#### [INSTRUCTION]
Identify each line below containing the string "that" and copy it.

____ MATERIAL

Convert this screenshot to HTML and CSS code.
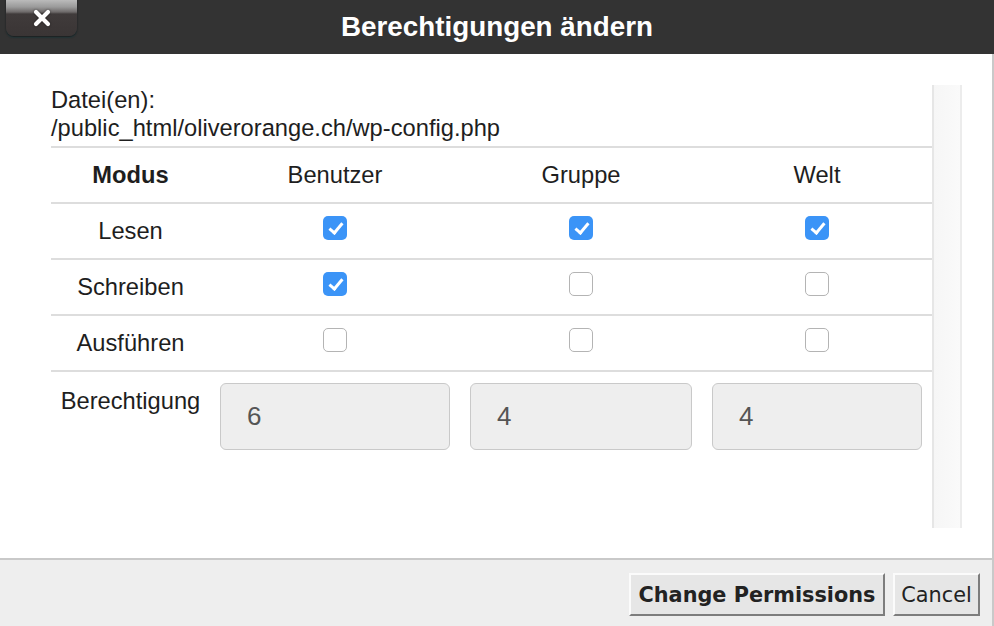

________
____ MATERIAL

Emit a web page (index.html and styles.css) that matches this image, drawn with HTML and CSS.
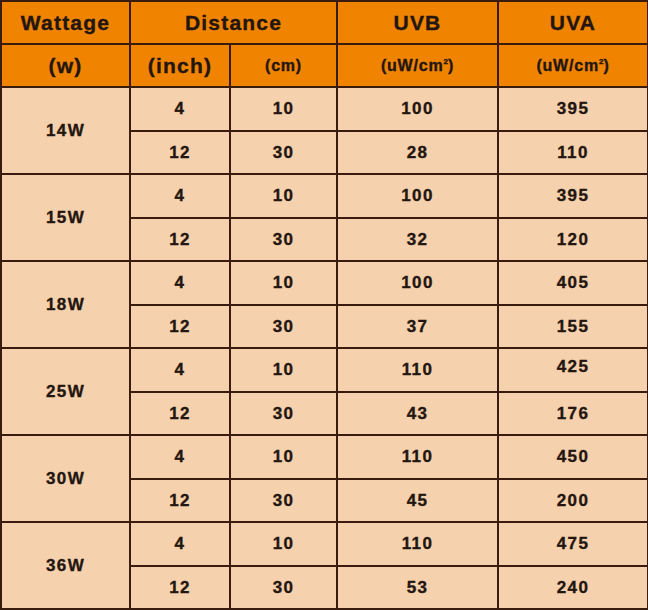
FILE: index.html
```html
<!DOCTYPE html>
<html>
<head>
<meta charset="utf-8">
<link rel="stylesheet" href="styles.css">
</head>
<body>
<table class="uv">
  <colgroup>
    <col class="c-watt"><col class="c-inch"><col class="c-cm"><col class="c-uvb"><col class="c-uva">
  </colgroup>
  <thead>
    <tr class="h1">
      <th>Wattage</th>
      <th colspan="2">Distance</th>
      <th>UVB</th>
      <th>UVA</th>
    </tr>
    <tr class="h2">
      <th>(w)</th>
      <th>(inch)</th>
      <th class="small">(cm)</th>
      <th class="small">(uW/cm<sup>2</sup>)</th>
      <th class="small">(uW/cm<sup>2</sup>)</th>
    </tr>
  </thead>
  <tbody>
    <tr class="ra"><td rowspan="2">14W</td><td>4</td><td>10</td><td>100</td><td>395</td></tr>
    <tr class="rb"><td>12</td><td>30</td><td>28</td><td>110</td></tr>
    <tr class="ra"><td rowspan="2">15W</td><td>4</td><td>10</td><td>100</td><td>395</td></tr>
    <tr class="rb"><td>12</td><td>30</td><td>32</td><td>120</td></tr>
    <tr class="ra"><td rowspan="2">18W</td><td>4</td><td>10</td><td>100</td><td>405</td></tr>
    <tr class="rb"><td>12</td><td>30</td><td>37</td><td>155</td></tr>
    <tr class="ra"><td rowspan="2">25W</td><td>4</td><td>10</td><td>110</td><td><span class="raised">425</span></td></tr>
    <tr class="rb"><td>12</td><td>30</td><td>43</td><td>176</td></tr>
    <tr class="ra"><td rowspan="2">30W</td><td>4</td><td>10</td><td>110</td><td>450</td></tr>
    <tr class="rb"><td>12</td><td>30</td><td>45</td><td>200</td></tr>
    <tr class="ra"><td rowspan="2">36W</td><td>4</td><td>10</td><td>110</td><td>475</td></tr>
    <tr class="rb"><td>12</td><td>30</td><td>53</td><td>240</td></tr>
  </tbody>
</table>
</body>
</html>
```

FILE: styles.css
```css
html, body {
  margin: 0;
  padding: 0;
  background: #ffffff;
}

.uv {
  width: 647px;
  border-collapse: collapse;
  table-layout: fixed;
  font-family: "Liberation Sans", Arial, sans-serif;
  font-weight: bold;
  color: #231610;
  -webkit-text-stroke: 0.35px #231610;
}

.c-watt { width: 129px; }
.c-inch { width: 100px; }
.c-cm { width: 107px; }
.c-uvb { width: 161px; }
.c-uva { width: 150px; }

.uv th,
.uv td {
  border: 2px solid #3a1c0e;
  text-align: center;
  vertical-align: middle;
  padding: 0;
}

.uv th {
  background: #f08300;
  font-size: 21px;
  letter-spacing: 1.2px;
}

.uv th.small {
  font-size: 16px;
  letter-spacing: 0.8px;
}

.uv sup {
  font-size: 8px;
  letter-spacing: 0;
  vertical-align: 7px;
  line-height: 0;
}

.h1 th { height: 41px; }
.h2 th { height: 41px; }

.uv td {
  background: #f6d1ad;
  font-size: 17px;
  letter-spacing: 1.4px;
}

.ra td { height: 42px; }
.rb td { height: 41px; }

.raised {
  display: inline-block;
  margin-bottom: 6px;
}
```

________
____ MATERIAL

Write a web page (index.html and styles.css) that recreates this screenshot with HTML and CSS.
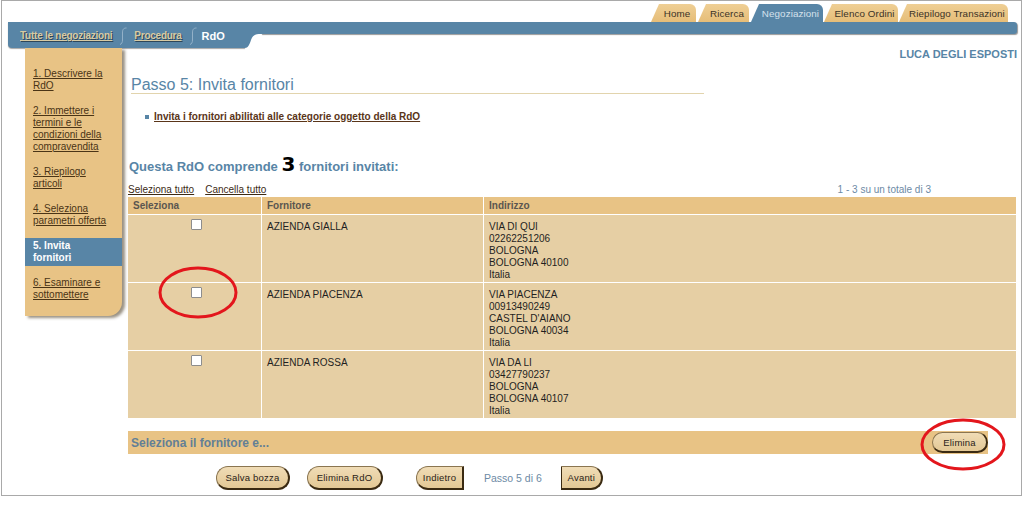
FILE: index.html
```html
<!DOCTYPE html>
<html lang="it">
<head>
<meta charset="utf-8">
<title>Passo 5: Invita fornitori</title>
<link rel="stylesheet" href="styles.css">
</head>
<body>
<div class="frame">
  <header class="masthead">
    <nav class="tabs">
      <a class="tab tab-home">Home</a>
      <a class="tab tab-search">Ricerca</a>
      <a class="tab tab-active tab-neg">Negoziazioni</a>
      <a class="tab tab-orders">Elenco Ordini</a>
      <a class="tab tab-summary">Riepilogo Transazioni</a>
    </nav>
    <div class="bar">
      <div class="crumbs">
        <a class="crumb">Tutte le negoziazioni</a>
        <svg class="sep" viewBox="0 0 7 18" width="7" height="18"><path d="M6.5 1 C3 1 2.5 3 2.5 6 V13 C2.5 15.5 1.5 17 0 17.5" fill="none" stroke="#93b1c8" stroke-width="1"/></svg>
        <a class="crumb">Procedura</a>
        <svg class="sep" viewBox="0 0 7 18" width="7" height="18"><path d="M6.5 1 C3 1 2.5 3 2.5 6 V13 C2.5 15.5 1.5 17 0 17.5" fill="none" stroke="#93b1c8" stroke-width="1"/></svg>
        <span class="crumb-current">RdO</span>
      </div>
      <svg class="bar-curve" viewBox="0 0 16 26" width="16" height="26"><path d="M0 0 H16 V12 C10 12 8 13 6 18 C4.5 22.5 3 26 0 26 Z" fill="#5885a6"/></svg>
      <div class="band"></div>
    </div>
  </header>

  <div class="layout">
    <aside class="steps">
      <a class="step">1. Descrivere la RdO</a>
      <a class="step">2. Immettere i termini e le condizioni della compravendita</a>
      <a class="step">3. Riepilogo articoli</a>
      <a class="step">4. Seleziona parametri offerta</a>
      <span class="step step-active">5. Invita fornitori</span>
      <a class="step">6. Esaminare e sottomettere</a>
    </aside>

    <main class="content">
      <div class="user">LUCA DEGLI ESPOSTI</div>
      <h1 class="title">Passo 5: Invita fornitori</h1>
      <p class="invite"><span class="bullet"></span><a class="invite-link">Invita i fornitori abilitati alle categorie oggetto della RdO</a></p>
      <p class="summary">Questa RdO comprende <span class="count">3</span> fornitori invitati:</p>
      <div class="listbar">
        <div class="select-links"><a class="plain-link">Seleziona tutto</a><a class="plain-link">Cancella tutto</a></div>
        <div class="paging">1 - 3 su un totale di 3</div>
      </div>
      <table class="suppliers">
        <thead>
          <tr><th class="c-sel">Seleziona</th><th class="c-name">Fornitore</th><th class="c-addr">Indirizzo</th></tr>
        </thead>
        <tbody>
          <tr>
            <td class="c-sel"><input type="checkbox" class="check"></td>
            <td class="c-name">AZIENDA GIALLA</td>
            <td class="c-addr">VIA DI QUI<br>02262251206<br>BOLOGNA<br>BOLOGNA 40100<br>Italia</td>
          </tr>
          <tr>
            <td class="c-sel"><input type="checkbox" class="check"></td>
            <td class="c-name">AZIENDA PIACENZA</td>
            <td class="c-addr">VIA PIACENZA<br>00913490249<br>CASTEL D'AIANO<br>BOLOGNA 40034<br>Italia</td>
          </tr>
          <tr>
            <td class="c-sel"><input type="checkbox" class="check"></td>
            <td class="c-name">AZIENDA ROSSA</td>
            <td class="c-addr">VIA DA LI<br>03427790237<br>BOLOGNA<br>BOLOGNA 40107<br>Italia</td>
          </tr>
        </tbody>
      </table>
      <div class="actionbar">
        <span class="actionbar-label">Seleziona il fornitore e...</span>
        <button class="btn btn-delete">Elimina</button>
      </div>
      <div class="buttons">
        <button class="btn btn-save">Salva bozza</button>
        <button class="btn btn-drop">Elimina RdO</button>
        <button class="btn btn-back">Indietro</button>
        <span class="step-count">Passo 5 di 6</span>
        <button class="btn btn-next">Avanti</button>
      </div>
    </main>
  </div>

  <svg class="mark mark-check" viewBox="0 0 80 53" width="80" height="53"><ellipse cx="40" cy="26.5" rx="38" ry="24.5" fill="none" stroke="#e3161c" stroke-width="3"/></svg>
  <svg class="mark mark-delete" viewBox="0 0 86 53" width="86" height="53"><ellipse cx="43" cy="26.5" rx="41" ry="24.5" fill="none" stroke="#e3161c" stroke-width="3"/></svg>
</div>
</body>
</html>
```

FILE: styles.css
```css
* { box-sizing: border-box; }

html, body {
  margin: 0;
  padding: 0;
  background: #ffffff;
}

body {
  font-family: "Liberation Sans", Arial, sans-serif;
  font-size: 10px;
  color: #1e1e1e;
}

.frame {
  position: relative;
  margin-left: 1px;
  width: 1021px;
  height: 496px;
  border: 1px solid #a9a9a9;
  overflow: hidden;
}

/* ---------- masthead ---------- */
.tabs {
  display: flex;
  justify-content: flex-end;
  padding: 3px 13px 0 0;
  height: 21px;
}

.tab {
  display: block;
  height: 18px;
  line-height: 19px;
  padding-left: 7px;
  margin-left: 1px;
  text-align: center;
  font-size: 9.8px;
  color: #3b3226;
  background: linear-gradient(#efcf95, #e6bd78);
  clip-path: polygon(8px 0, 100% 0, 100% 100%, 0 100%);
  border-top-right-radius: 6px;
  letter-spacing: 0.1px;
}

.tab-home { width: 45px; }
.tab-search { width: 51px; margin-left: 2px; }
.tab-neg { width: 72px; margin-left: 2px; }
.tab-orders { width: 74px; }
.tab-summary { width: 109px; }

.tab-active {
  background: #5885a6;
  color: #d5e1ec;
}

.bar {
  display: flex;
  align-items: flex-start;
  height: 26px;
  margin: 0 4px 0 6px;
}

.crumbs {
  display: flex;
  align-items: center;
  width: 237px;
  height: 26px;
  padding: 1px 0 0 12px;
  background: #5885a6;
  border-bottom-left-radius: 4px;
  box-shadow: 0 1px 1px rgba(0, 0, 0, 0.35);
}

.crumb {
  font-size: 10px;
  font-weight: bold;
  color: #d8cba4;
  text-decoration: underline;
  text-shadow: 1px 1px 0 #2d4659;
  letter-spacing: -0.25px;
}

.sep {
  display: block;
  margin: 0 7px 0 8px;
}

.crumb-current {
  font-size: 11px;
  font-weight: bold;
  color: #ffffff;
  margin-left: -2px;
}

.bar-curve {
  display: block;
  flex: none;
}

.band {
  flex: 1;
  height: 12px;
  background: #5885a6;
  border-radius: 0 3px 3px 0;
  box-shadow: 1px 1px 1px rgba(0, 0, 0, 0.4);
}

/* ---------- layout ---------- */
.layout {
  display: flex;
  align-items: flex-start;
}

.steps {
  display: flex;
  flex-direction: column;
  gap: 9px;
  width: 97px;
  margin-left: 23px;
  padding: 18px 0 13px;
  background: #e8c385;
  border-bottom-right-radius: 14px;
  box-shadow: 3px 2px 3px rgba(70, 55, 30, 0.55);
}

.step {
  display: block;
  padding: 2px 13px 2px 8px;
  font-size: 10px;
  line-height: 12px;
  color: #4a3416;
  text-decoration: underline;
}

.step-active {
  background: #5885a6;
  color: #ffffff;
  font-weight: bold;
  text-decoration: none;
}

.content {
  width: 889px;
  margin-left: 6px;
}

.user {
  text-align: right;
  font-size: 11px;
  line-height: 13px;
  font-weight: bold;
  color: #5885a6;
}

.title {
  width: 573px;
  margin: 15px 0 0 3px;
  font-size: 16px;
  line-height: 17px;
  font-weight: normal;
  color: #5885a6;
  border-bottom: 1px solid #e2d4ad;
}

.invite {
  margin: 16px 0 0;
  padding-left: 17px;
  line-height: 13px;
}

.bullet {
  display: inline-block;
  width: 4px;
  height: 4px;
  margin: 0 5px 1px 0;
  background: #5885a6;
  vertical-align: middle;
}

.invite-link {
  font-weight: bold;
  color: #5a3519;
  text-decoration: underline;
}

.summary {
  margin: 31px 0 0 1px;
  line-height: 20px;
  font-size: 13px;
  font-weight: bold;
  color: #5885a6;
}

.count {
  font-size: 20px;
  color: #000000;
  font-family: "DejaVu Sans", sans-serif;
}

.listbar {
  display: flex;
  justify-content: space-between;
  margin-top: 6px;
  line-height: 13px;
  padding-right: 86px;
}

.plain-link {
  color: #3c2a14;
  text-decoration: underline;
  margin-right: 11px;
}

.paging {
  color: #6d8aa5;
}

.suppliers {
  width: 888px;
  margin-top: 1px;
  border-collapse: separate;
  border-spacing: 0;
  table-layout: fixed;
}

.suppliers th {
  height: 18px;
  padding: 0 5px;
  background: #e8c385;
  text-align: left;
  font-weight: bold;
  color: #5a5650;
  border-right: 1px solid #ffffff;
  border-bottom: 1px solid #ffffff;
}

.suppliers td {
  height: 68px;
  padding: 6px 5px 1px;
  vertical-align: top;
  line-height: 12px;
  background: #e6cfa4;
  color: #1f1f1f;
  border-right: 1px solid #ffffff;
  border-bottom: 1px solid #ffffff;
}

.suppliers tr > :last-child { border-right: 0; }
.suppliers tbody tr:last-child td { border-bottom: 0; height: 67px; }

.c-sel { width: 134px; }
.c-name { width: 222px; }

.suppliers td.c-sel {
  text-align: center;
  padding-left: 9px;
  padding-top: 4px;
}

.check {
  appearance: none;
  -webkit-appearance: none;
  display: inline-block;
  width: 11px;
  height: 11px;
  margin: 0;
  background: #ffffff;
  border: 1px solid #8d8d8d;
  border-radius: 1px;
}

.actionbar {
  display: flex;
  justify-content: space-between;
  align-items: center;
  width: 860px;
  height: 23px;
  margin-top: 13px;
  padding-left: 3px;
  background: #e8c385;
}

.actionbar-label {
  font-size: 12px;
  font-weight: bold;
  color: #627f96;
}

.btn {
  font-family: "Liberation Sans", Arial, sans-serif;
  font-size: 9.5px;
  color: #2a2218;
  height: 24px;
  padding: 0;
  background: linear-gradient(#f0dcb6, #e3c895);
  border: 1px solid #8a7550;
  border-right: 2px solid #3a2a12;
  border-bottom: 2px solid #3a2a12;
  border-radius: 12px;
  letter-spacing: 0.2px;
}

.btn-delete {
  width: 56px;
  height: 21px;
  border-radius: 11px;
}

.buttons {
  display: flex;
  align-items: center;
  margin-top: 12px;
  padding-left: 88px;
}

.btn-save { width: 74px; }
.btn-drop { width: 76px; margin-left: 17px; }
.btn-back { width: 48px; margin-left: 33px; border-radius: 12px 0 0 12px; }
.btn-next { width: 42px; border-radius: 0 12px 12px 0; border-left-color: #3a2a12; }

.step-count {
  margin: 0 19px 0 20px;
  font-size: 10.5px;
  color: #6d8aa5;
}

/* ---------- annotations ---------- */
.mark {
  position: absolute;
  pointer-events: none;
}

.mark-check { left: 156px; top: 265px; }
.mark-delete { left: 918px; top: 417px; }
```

________

#### [FINAL RESULT]
Emit a web page (index.html and styles.css) that matches this image, drawn with HTML and CSS.
Write a web page (index.html and styles.css) that recreates this screenshot with HTML and CSS.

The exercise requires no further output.